====== INFORMATION SHOWN

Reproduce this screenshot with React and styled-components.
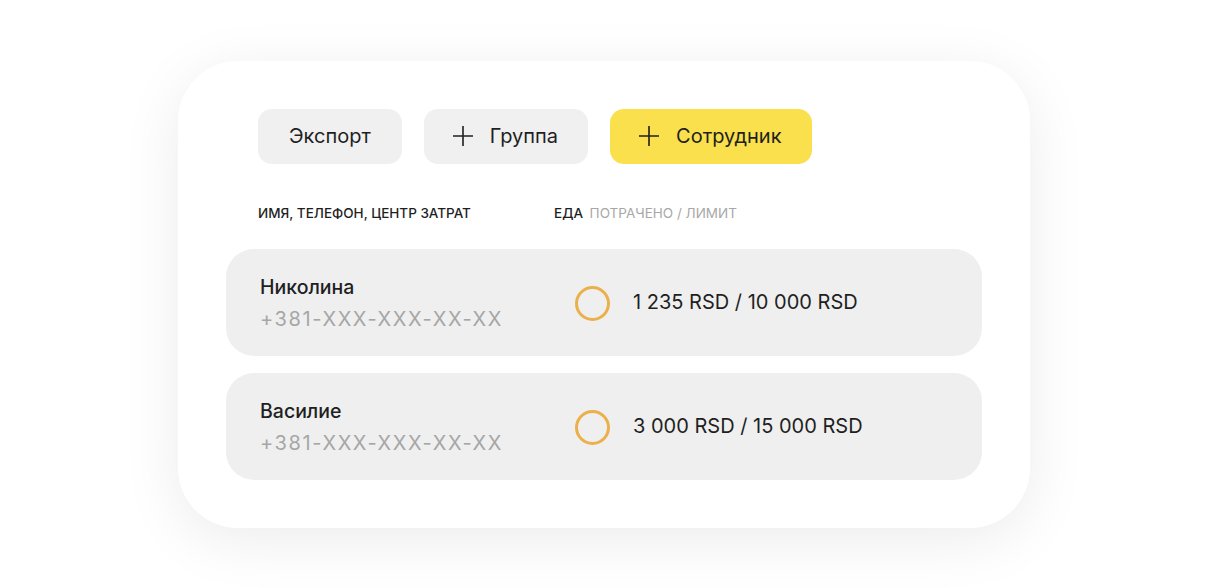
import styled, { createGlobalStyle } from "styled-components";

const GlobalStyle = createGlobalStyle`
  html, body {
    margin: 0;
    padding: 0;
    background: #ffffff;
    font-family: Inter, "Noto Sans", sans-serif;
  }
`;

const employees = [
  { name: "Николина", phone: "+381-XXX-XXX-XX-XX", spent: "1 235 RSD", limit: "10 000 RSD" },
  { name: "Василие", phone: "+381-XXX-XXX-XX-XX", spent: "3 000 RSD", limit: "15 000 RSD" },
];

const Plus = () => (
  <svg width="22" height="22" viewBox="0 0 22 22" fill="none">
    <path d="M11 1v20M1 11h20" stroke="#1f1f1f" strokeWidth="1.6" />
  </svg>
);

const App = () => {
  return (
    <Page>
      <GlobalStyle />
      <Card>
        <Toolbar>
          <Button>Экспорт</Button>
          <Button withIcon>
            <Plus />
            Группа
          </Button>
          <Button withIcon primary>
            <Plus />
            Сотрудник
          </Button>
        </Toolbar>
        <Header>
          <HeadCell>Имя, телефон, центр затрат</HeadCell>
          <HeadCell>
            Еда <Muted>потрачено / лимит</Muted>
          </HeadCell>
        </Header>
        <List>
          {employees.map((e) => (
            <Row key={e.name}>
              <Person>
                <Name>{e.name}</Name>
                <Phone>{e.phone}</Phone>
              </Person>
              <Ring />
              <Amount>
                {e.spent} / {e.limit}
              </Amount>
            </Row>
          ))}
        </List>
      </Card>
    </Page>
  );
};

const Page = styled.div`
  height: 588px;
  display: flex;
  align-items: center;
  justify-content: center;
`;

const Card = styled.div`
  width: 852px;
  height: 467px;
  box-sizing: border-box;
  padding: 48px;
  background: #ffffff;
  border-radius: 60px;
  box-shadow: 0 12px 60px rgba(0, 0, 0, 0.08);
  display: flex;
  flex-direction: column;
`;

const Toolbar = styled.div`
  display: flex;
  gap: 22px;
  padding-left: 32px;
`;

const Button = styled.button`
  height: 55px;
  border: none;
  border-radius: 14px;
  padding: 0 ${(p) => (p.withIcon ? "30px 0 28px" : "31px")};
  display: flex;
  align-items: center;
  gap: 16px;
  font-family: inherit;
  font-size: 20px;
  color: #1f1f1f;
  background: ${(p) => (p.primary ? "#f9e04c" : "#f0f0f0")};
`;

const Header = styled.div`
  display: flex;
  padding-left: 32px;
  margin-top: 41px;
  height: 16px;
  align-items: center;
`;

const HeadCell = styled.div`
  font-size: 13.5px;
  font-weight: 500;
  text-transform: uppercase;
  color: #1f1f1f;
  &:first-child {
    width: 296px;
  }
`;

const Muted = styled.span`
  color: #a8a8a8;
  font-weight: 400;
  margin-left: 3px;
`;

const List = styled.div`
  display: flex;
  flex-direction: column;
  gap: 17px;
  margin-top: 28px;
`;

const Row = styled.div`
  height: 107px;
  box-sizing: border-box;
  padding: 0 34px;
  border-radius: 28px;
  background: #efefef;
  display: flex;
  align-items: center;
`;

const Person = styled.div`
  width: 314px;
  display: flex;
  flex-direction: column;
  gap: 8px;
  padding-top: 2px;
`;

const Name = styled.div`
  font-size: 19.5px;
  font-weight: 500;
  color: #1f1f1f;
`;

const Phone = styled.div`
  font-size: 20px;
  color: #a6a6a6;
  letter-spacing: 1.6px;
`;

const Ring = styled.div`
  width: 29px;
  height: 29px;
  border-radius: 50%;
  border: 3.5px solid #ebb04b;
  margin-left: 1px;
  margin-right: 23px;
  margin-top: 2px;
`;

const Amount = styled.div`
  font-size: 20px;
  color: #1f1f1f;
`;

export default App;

============

→ **WRITTEN TASK**
Quote the material word for word, dropping any images it holds.

→ **TASK OUTPUT**
Reproduce this screenshot with React and styled-components.
import styled, { createGlobalStyle } from "styled-components";

const GlobalStyle = createGlobalStyle`
  html, body {
    margin: 0;
    padding: 0;
    background: #ffffff;
    font-family: Inter, "Noto Sans", sans-serif;
  }
`;

const employees = [
  { name: "Николина", phone: "+381-XXX-XXX-XX-XX", spent: "1 235 RSD", limit: "10 000 RSD" },
  { name: "Василие", phone: "+381-XXX-XXX-XX-XX", spent: "3 000 RSD", limit: "15 000 RSD" },
];

const Plus = () => (
  <svg width="22" height="22" viewBox="0 0 22 22" fill="none">
    <path d="M11 1v20M1 11h20" stroke="#1f1f1f" strokeWidth="1.6" />
  </svg>
);

const App = () => {
  return (
    <Page>
      <GlobalStyle />
      <Card>
        <Toolbar>
          <Button>Экспорт</Button>
          <Button withIcon>
            <Plus />
            Группа
          </Button>
          <Button withIcon primary>
            <Plus />
            Сотрудник
          </Button>
        </Toolbar>
        <Header>
          <HeadCell>Имя, телефон, центр затрат</HeadCell>
          <HeadCell>
            Еда <Muted>потрачено / лимит</Muted>
          </HeadCell>
        </Header>
        <List>
          {employees.map((e) => (
            <Row key={e.name}>
              <Person>
                <Name>{e.name}</Name>
                <Phone>{e.phone}</Phone>
              </Person>
              <Ring />
              <Amount>
                {e.spent} / {e.limit}
              </Amount>
            </Row>
          ))}
        </List>
      </Card>
    </Page>
  );
};

const Page = styled.div`
  height: 588px;
  display: flex;
  align-items: center;
  justify-content: center;
`;

const Card = styled.div`
  width: 852px;
  height: 467px;
  box-sizing: border-box;
  padding: 48px;
  background: #ffffff;
  border-radius: 60px;
  box-shadow: 0 12px 60px rgba(0, 0, 0, 0.08);
  display: flex;
  flex-direction: column;
`;

const Toolbar = styled.div`
  display: flex;
  gap: 22px;
  padding-left: 32px;
`;

const Button = styled.button`
  height: 55px;
  border: none;
  border-radius: 14px;
  padding: 0 ${(p) => (p.withIcon ? "30px 0 28px" : "31px")};
  display: flex;
  align-items: center;
  gap: 16px;
  font-family: inherit;
  font-size: 20px;
  color: #1f1f1f;
  background: ${(p) => (p.primary ? "#f9e04c" : "#f0f0f0")};
`;

const Header = styled.div`
  display: flex;
  padding-left: 32px;
  margin-top: 41px;
  height: 16px;
  align-items: center;
`;

const HeadCell = styled.div`
  font-size: 13.5px;
  font-weight: 500;
  text-transform: uppercase;
  color: #1f1f1f;
  &:first-child {
    width: 296px;
  }
`;

const Muted = styled.span`
  color: #a8a8a8;
  font-weight: 400;
  margin-left: 3px;
`;

const List = styled.div`
  display: flex;
  flex-direction: column;
  gap: 17px;
  margin-top: 28px;
`;

const Row = styled.div`
  height: 107px;
  box-sizing: border-box;
  padding: 0 34px;
  border-radius: 28px;
  background: #efefef;
  display: flex;
  align-items: center;
`;

const Person = styled.div`
  width: 314px;
  display: flex;
  flex-direction: column;
  gap: 8px;
  padding-top: 2px;
`;

const Name = styled.div`
  font-size: 19.5px;
  font-weight: 500;
  color: #1f1f1f;
`;

const Phone = styled.div`
  font-size: 20px;
  color: #a6a6a6;
  letter-spacing: 1.6px;
`;

const Ring = styled.div`
  width: 29px;
  height: 29px;
  border-radius: 50%;
  border: 3.5px solid #ebb04b;
  margin-left: 1px;
  margin-right: 23px;
  margin-top: 2px;
`;

const Amount = styled.div`
  font-size: 20px;
  color: #1f1f1f;
`;

export default App;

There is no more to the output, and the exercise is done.